• _Interface markup and scripts_
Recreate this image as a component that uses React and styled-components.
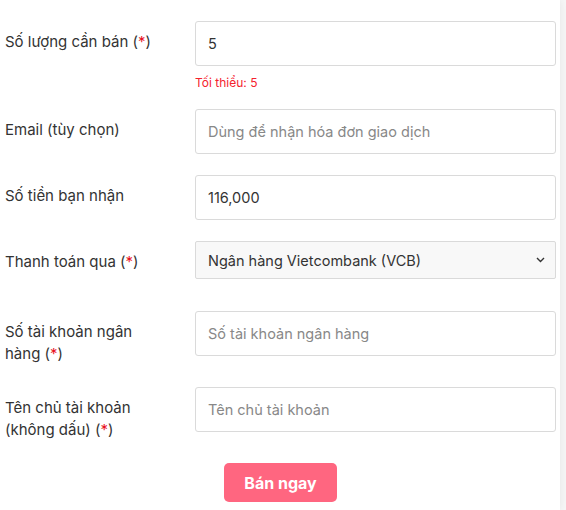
import React from 'react';
import styled, { createGlobalStyle } from 'styled-components';

const GlobalStyle = createGlobalStyle`
  * {
    box-sizing: border-box;
  }
  body {
    margin: 0;
    background: #f6f6f6;
    font-family: Inter, Roboto, "Noto Sans", sans-serif;
  }
`;

const Card = styled.form`
  width: 560px;
  min-height: 510px;
  background: #fff;
  box-shadow: 1px 0 8px rgba(0, 0, 0, 0.06);
  padding: 21px 4px 0 5px;
`;

const Row = styled.div`
  display: grid;
  grid-template-columns: 190px 1fr;
  align-items: start;
  margin-bottom: ${(p) => p.$mb || 21}px;
`;

const Label = styled.label`
  padding: 10px 24px 0 0;
  font-size: 15px;
  line-height: 22px;
  color: #333;
`;

const Star = styled.span`
  color: #e8101e;
`;

const Field = styled.div`
  display: flex;
  flex-direction: column;
`;

const Input = styled.input`
  width: 100%;
  height: 45px;
  border: 1px solid #dadada;
  border-radius: 3px;
  padding: 0 12px;
  font-family: Inter, Roboto, "Noto Sans", sans-serif;
  font-size: 14.5px;
  color: #333;
  background: #fff;
  outline: none;

  &::placeholder {
    color: #888;
  }
`;

const SelectBox = styled.div`
  position: relative;
  height: 38px;
`;

const Select = styled.select`
  width: 100%;
  height: 38px;
  appearance: none;
  border: 1px solid #dadada;
  border-radius: 2px;
  padding: 0 30px 0 12px;
  font-family: Inter, Roboto, "Noto Sans", sans-serif;
  font-size: 14.5px;
  color: #333;
  background: #f8f8f8;
  outline: none;
`;

const Chevron = styled.svg`
  position: absolute;
  right: 11px;
  top: 16px;
  pointer-events: none;
`;

const Error = styled.div`
  margin-top: 9px;
  font-size: 12px;
  line-height: 16px;
  color: #f5222d;
`;

const Actions = styled.div`
  display: flex;
  justify-content: center;
`;

const Button = styled.button`
  width: 113px;
  height: 39px;
  border: none;
  border-radius: 5px;
  background: #ff6680;
  color: #fff;
  font-family: Inter, Roboto, "Noto Sans", sans-serif;
  font-size: 16px;
  font-weight: 700;
  cursor: pointer;
`;

const Req = () => (
  <>
    (<Star>*</Star>)
  </>
);

const App = () => {
  return (
    <>
      <GlobalStyle />
      <Card onSubmit={(e) => e.preventDefault()}>
        <Row $mb={18}>
          <Label>
            Số lượng cần bán <Req />
          </Label>
          <Field>
            <Input defaultValue="5" />
            <Error>Tối thiểu: 5</Error>
          </Field>
        </Row>
        <Row>
          <Label>Email (tùy chọn)</Label>
          <Input placeholder="Dùng để nhận hóa đơn giao dịch" />
        </Row>
        <Row>
          <Label>Số tiền bạn nhận</Label>
          <Input defaultValue="116,000" readOnly />
        </Row>
        <Row $mb={32}>
          <Label>
            Thanh toán qua <Req />
          </Label>
          <SelectBox>
            <Select defaultValue="vcb">
              <option value="vcb">Ngân hàng Vietcombank (VCB)</option>
            </Select>
            <Chevron width="9" height="6" viewBox="0 0 9 6">
              <path d="M1 1l3.5 3.5L8 1" fill="none" stroke="#333" strokeWidth="1.4" />
            </Chevron>
          </SelectBox>
        </Row>
        <Row $mb={22}>
          <Label>
            Số tài khoản ngân hàng <Req />
          </Label>
          <Input placeholder="Số tài khoản ngân hàng" />
        </Row>
        <Row $mb={22}>
          <Label>
            Tên chủ tài khoản (không dấu) <Req />
          </Label>
          <Input placeholder="Tên chủ tài khoản" />
        </Row>
        <Actions>
          <Button type="submit">Bán ngay</Button>
        </Actions>
      </Card>
    </>
  );
};

export default App;
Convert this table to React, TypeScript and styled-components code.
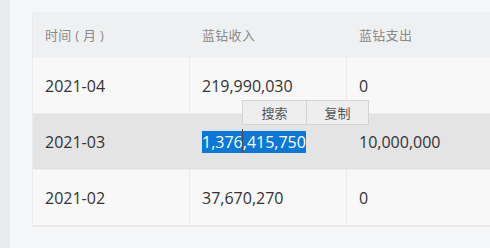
import styled, { createGlobalStyle } from 'styled-components';

const GlobalStyle = createGlobalStyle`
  html, body {
    margin: 0;
    padding: 0;
    overflow: hidden;
    background: #f5f6f7;
    font-family: "Open Sans", "Noto Sans CJK SC", sans-serif;
  }
`;

const StyledPage = styled.div`
  display: flex;
  width: 490px;
  height: 248px;
  overflow: hidden;
`;

const SideStrip = styled.div`
  width: 10px;
  flex-shrink: 0;
  background: #e9ecee;
`;

const Content = styled.div`
  flex: 1;
  padding: 12px 0 0 22px;
  background: #f5f6f7;
`;

const TableWrap = styled.div`
  position: relative;
  width: 500px;
  border: 1px solid #ebebeb;
  border-top: none;
  border-right: none;
`;

const Row = styled.div<{ $kind?: 'head' | 'hover' }>`
  display: grid;
  grid-template-columns: 157px 157px 1fr;
  height: ${p => (p.$kind === 'head' ? 45 : 55)}px;
  background: ${p => (p.$kind === 'head' ? '#eef0f1' : p.$kind === 'hover' ? '#e4e4e4' : '#f8f8f8')};
  border-bottom: 1px solid ${p => (p.$kind === 'head' ? '#eef0f1' : '#ececec')};
`;

const Cell = styled.div<{ $head?: boolean; $divided?: boolean }>`
  display: flex;
  align-items: center;
  padding-left: 12px;
  border-right: 1px solid ${p => (p.$divided ? '#ebebeb' : 'transparent')};
  color: ${p => (p.$head ? '#8a8a8a' : '#333')};
  font-size: ${p => (p.$head ? 13 : 16)}px;
  letter-spacing: ${p => (p.$head ? '0.3px' : '0')};
`;

const Selected = styled.span`
  position: relative;
  background: #0a78d8;
  color: #fff;
  line-height: 22px;
`;

const Caret = styled.span`
  position: absolute;
  left: 40px;
  top: -2px;
  width: 1px;
  height: 24px;
  background: #4a4a4a;
`;

const CtxMenu = styled.div`
  position: absolute;
  left: 209px;
  top: 88px;
  display: flex;
  height: 23px;
  background: #eeeeee;
  border: 1px solid #d4d4d4;
`;

const CtxButton = styled.div<{ $w: number }>`
  width: ${p => p.$w}px;
  display: flex;
  align-items: center;
  justify-content: center;
  font-size: 13px;
  color: #555;
  & + & {
    border-left: 1px solid #d4d4d4;
  }
`;

const rows = [
  { month: '2021-04', income: '219,990,030', out: '0' },
  { month: '2021-03', income: '1,376,415,750', out: '10,000,000', hover: true },
  { month: '2021-02', income: '37,670,270', out: '0' },
];

const App = () => (
  <>
    <GlobalStyle />
    <StyledPage>
      <SideStrip />
      <Content>
        <TableWrap>
          <Row $kind="head">
            <Cell $head>时间 ( 月 )</Cell>
            <Cell $head>蓝钻收入</Cell>
            <Cell $head>蓝钻支出</Cell>
          </Row>
          {rows.map(r => (
            <Row key={r.month} $kind={r.hover ? 'hover' : undefined}>
              <Cell $divided={!r.hover}>{r.month}</Cell>
              <Cell $divided={!r.hover}>
                {r.hover ? (
                  <Selected>
                    {r.income}
                    <Caret />
                  </Selected>
                ) : (
                  r.income
                )}
              </Cell>
              <Cell>{r.out}</Cell>
            </Row>
          ))}
          <CtxMenu>
            <CtxButton $w={63}>搜索</CtxButton>
            <CtxButton $w={61}>复制</CtxButton>
          </CtxMenu>
        </TableWrap>
      </Content>
    </StyledPage>
  </>
);

export default App;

• _What to work on_
The records above need to be given again exactly. Omit the pictures.

• _Solution_
Recreate this image as a component that uses React and styled-components.
import React from 'react';
import styled, { createGlobalStyle } from 'styled-components';

const GlobalStyle = createGlobalStyle`
  * {
    box-sizing: border-box;
  }
  body {
    margin: 0;
    background: #f6f6f6;
    font-family: Inter, Roboto, "Noto Sans", sans-serif;
  }
`;

const Card = styled.form`
  width: 560px;
  min-height: 510px;
  background: #fff;
  box-shadow: 1px 0 8px rgba(0, 0, 0, 0.06);
  padding: 21px 4px 0 5px;
`;

const Row = styled.div`
  display: grid;
  grid-template-columns: 190px 1fr;
  align-items: start;
  margin-bottom: ${(p) => p.$mb || 21}px;
`;

const Label = styled.label`
  padding: 10px 24px 0 0;
  font-size: 15px;
  line-height: 22px;
  color: #333;
`;

const Star = styled.span`
  color: #e8101e;
`;

const Field = styled.div`
  display: flex;
  flex-direction: column;
`;

const Input = styled.input`
  width: 100%;
  height: 45px;
  border: 1px solid #dadada;
  border-radius: 3px;
  padding: 0 12px;
  font-family: Inter, Roboto, "Noto Sans", sans-serif;
  font-size: 14.5px;
  color: #333;
  background: #fff;
  outline: none;

  &::placeholder {
    color: #888;
  }
`;

const SelectBox = styled.div`
  position: relative;
  height: 38px;
`;

const Select = styled.select`
  width: 100%;
  height: 38px;
  appearance: none;
  border: 1px solid #dadada;
  border-radius: 2px;
  padding: 0 30px 0 12px;
  font-family: Inter, Roboto, "Noto Sans", sans-serif;
  font-size: 14.5px;
  color: #333;
  background: #f8f8f8;
  outline: none;
`;

const Chevron = styled.svg`
  position: absolute;
  right: 11px;
  top: 16px;
  pointer-events: none;
`;

const Error = styled.div`
  margin-top: 9px;
  font-size: 12px;
  line-height: 16px;
  color: #f5222d;
`;

const Actions = styled.div`
  display: flex;
  justify-content: center;
`;

const Button = styled.button`
  width: 113px;
  height: 39px;
  border: none;
  border-radius: 5px;
  background: #ff6680;
  color: #fff;
  font-family: Inter, Roboto, "Noto Sans", sans-serif;
  font-size: 16px;
  font-weight: 700;
  cursor: pointer;
`;

const Req = () => (
  <>
    (<Star>*</Star>)
  </>
);

const App = () => {
  return (
    <>
      <GlobalStyle />
      <Card onSubmit={(e) => e.preventDefault()}>
        <Row $mb={18}>
          <Label>
            Số lượng cần bán <Req />
          </Label>
          <Field>
            <Input defaultValue="5" />
            <Error>Tối thiểu: 5</Error>
          </Field>
        </Row>
        <Row>
          <Label>Email (tùy chọn)</Label>
          <Input placeholder="Dùng để nhận hóa đơn giao dịch" />
        </Row>
        <Row>
          <Label>Số tiền bạn nhận</Label>
          <Input defaultValue="116,000" readOnly />
        </Row>
        <Row $mb={32}>
          <Label>
            Thanh toán qua <Req />
          </Label>
          <SelectBox>
            <Select defaultValue="vcb">
              <option value="vcb">Ngân hàng Vietcombank (VCB)</option>
            </Select>
            <Chevron width="9" height="6" viewBox="0 0 9 6">
              <path d="M1 1l3.5 3.5L8 1" fill="none" stroke="#333" strokeWidth="1.4" />
            </Chevron>
          </SelectBox>
        </Row>
        <Row $mb={22}>
          <Label>
            Số tài khoản ngân hàng <Req />
          </Label>
          <Input placeholder="Số tài khoản ngân hàng" />
        </Row>
        <Row $mb={22}>
          <Label>
            Tên chủ tài khoản (không dấu) <Req />
          </Label>
          <Input placeholder="Tên chủ tài khoản" />
        </Row>
        <Actions>
          <Button type="submit">Bán ngay</Button>
        </Actions>
      </Card>
    </>
  );
};

export default App;
Convert this table to React, TypeScript and styled-components code.
import styled, { createGlobalStyle } from 'styled-components';

const GlobalStyle = createGlobalStyle`
  html, body {
    margin: 0;
    padding: 0;
    overflow: hidden;
    background: #f5f6f7;
    font-family: "Open Sans", "Noto Sans CJK SC", sans-serif;
  }
`;

const StyledPage = styled.div`
  display: flex;
  width: 490px;
  height: 248px;
  overflow: hidden;
`;

const SideStrip = styled.div`
  width: 10px;
  flex-shrink: 0;
  background: #e9ecee;
`;

const Content = styled.div`
  flex: 1;
  padding: 12px 0 0 22px;
  background: #f5f6f7;
`;

const TableWrap = styled.div`
  position: relative;
  width: 500px;
  border: 1px solid #ebebeb;
  border-top: none;
  border-right: none;
`;

const Row = styled.div<{ $kind?: 'head' | 'hover' }>`
  display: grid;
  grid-template-columns: 157px 157px 1fr;
  height: ${p => (p.$kind === 'head' ? 45 : 55)}px;
  background: ${p => (p.$kind === 'head' ? '#eef0f1' : p.$kind === 'hover' ? '#e4e4e4' : '#f8f8f8')};
  border-bottom: 1px solid ${p => (p.$kind === 'head' ? '#eef0f1' : '#ececec')};
`;

const Cell = styled.div<{ $head?: boolean; $divided?: boolean }>`
  display: flex;
  align-items: center;
  padding-left: 12px;
  border-right: 1px solid ${p => (p.$divided ? '#ebebeb' : 'transparent')};
  color: ${p => (p.$head ? '#8a8a8a' : '#333')};
  font-size: ${p => (p.$head ? 13 : 16)}px;
  letter-spacing: ${p => (p.$head ? '0.3px' : '0')};
`;

const Selected = styled.span`
  position: relative;
  background: #0a78d8;
  color: #fff;
  line-height: 22px;
`;

const Caret = styled.span`
  position: absolute;
  left: 40px;
  top: -2px;
  width: 1px;
  height: 24px;
  background: #4a4a4a;
`;

const CtxMenu = styled.div`
  position: absolute;
  left: 209px;
  top: 88px;
  display: flex;
  height: 23px;
  background: #eeeeee;
  border: 1px solid #d4d4d4;
`;

const CtxButton = styled.div<{ $w: number }>`
  width: ${p => p.$w}px;
  display: flex;
  align-items: center;
  justify-content: center;
  font-size: 13px;
  color: #555;
  & + & {
    border-left: 1px solid #d4d4d4;
  }
`;

const rows = [
  { month: '2021-04', income: '219,990,030', out: '0' },
  { month: '2021-03', income: '1,376,415,750', out: '10,000,000', hover: true },
  { month: '2021-02', income: '37,670,270', out: '0' },
];

const App = () => (
  <>
    <GlobalStyle />
    <StyledPage>
      <SideStrip />
      <Content>
        <TableWrap>
          <Row $kind="head">
            <Cell $head>时间 ( 月 )</Cell>
            <Cell $head>蓝钻收入</Cell>
            <Cell $head>蓝钻支出</Cell>
          </Row>
          {rows.map(r => (
            <Row key={r.month} $kind={r.hover ? 'hover' : undefined}>
              <Cell $divided={!r.hover}>{r.month}</Cell>
              <Cell $divided={!r.hover}>
                {r.hover ? (
                  <Selected>
                    {r.income}
                    <Caret />
                  </Selected>
                ) : (
                  r.income
                )}
              </Cell>
              <Cell>{r.out}</Cell>
            </Row>
          ))}
          <CtxMenu>
            <CtxButton $w={63}>搜索</CtxButton>
            <CtxButton $w={61}>复制</CtxButton>
          </CtxMenu>
        </TableWrap>
      </Content>
    </StyledPage>
  </>
);

export default App;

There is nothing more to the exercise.